Posts

Propped Up: How Not to Support Gay Marriage

By Stefan Beck / November 20, 2008

A good measure of how badly someone wants something is how he goes about trying to get it. Fringe political candidates, blocking traffic in their flag-capes and foam Statue of Liberty crowns, don’t really want to be president—they just want an hour in the limelight before returning to their jobs at Circuit City and Jack in the Box. I would hope that gay marriage is taken more seriously than that by its proponents, but so far I’ve seen quite a bit of evidence to the contrary.

As I’ve written previously, I support gay marriage. It would be dishonest to claim that I have much of an emotional investment in it, though; I didn’t wail or gnash my teeth when Prop 8 was defeated on the California ballot. I was disappointed, because the vote meant that a majority of my fellow Californians had not been persuaded by what I think are eminently reasonable arguments. What I did not think, despite the best efforts of the gay marriage lobby, is: I am surrounded by rabid hatemongers.

Americans are a notoriously impatient people. Consider the argument that gay marriage will take us down the slippery slope to polygamy. By implication, polygamy is so strange, so alien, that even the most fearful conservatives acknowledge it’s a long way off. Does this make any sense? There is far more historical, not to mention biblical, precedent for polygamy. Gay marriage is the truly alien concept; it does the movement no good to pretend otherwise. It stands to reason that millennia of taboo and discomfort do not vanish overnight because you waved a “NO ON H8” banner in the Castro. And yet, as any right-thinking person knows, the culprit must be hate!

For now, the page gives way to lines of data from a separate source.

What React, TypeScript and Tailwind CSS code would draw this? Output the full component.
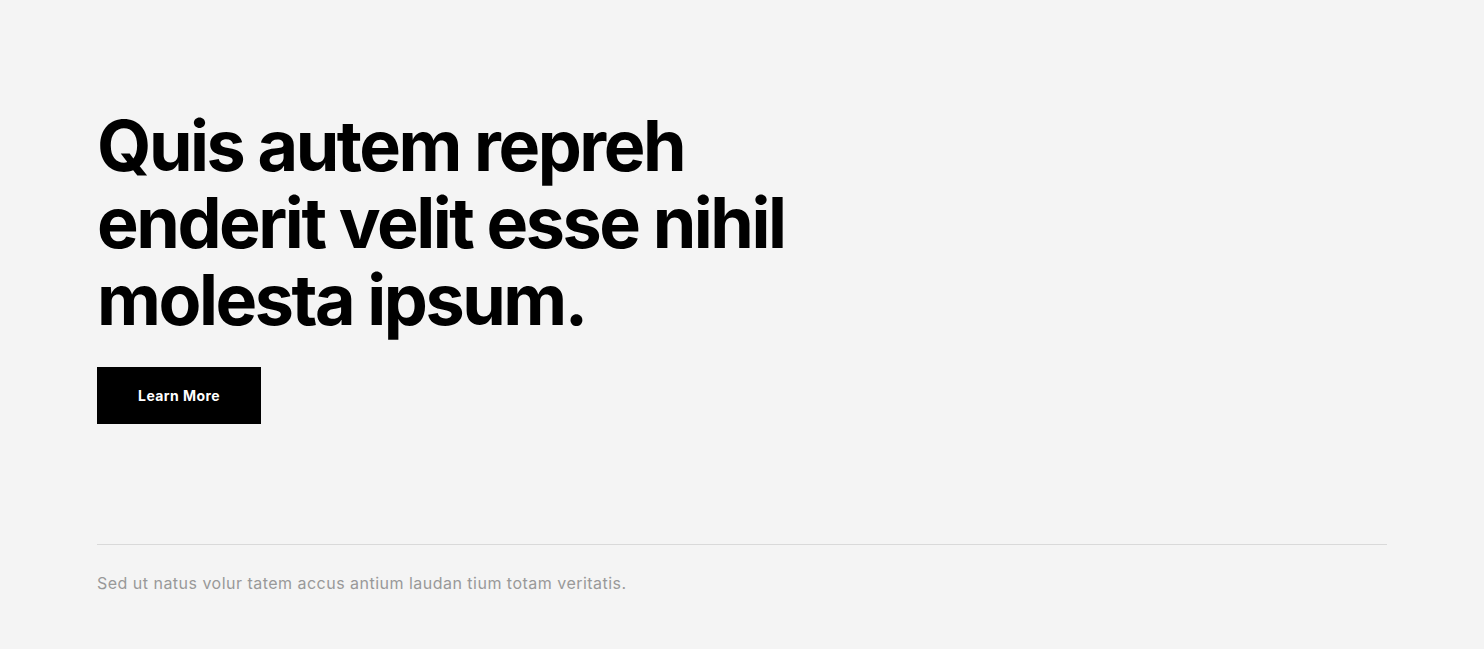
import React from "react";

const App: React.FC = () => {
  return (
    <div className="min-h-[649px] w-full bg-[#f4f4f4] font-['Inter','Noto_Sans',sans-serif]">
      <div className="mx-auto w-[1290px] pt-[107px]">
        <h1 className="text-[70px] font-bold leading-[77px] tracking-[-0.035em] text-black">
          Quis autem repreh
          <br />
          enderit velit esse nihil
          <br />
          molesta ipsum.
        </h1>
        <button className="mt-[29px] flex h-[57px] w-[164px] items-center justify-center bg-black text-[14px] font-bold tracking-[0.03em] text-white">
          Learn More
        </button>
        <div className="mt-[120px] border-t border-[#d9d9d9]" />
        <p className="pt-[26px] text-[16px] tracking-[0.03em] text-[#999999]">
          Sed ut natus volur tatem accus antium laudan tium totam veritatis.
        </p>
      </div>
    </div>
  );
};

export default App;
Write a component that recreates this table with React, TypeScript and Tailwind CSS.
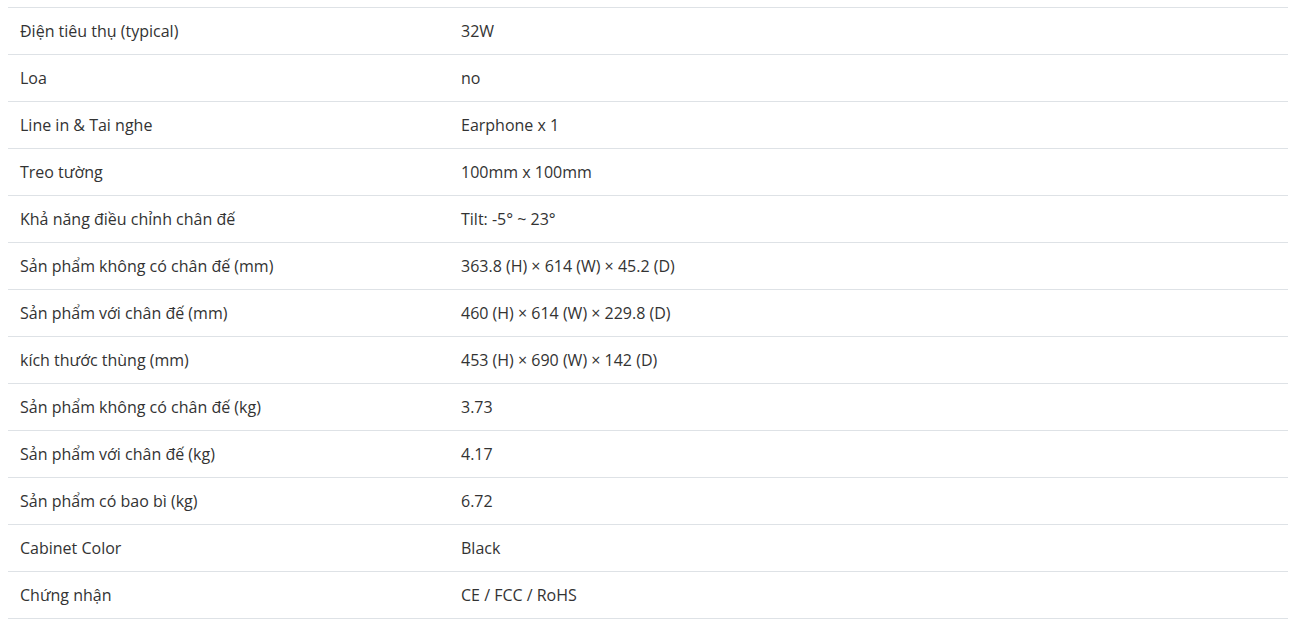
const specs: [string, string][] = [
  ["Điện tiêu thụ (typical)", "32W"],
  ["Loa", "no"],
  ["Line in & Tai nghe", "Earphone x 1"],
  ["Treo tường", "100mm x 100mm"],
  ["Khả năng điều chỉnh chân đế", "Tilt: -5° ~ 23°"],
  ["Sản phẩm không có chân đế (mm)", "363.8 (H) × 614 (W) × 45.2 (D)"],
  ["Sản phẩm với chân đế (mm)", "460 (H) × 614 (W) × 229.8 (D)"],
  ["kích thước thùng (mm)", "453 (H) × 690 (W) × 142 (D)"],
  ["Sản phẩm không có chân đế (kg)", "3.73"],
  ["Sản phẩm với chân đế (kg)", "4.17"],
  ["Sản phẩm có bao bì (kg)", "6.72"],
  ["Cabinet Color", "Black"],
  ["Chứng nhận", "CE / FCC / RoHS"],
];

export default function App() {
  return (
    <div className="min-h-screen bg-white pt-[7px] pl-2 pr-[27px] font-['Open_Sans',sans-serif] text-[16px] leading-[22px] text-[#333333]">
      <table className="w-full border-collapse border-b border-[#dee2e6]">
        <tbody>
          {specs.map(([label, value]) => (
            <tr key={label}>
              <td className="w-[441px] border-t border-[#dee2e6] px-3 py-3 align-top">{label}</td>
              <td className="border-t border-[#dee2e6] px-3 py-3 align-top">{value}</td>
            </tr>
          ))}
        </tbody>
      </table>
    </div>
  );
}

I’m not convinced, partly because in the absence of any emotional response to the issue I took some time to come around to the pro-marriage side of things. I saw marriage as one of two things: the sanctification of a relationship before God, in which case the state has nothing whatsoever to do with it, or a completely secular practice designed to encourage social cohesion by providing for the welfare of children, as well as of one or both partners. In that case, then why not vote for more social cohesion?

I was surprised when I learned, belatedly, that in California homosexuals can already enjoy, under the name “civil union,” the same financial and social benefits that accrue to other married couples. It really is all about a word! And as a person who cares about language—I object, for instance, to the substitution of “right” for “privilege” in discourse about health care—I can understand the complaint. Why should it be implied by a word that heterosexual marriage is more meaningful than homosexual union?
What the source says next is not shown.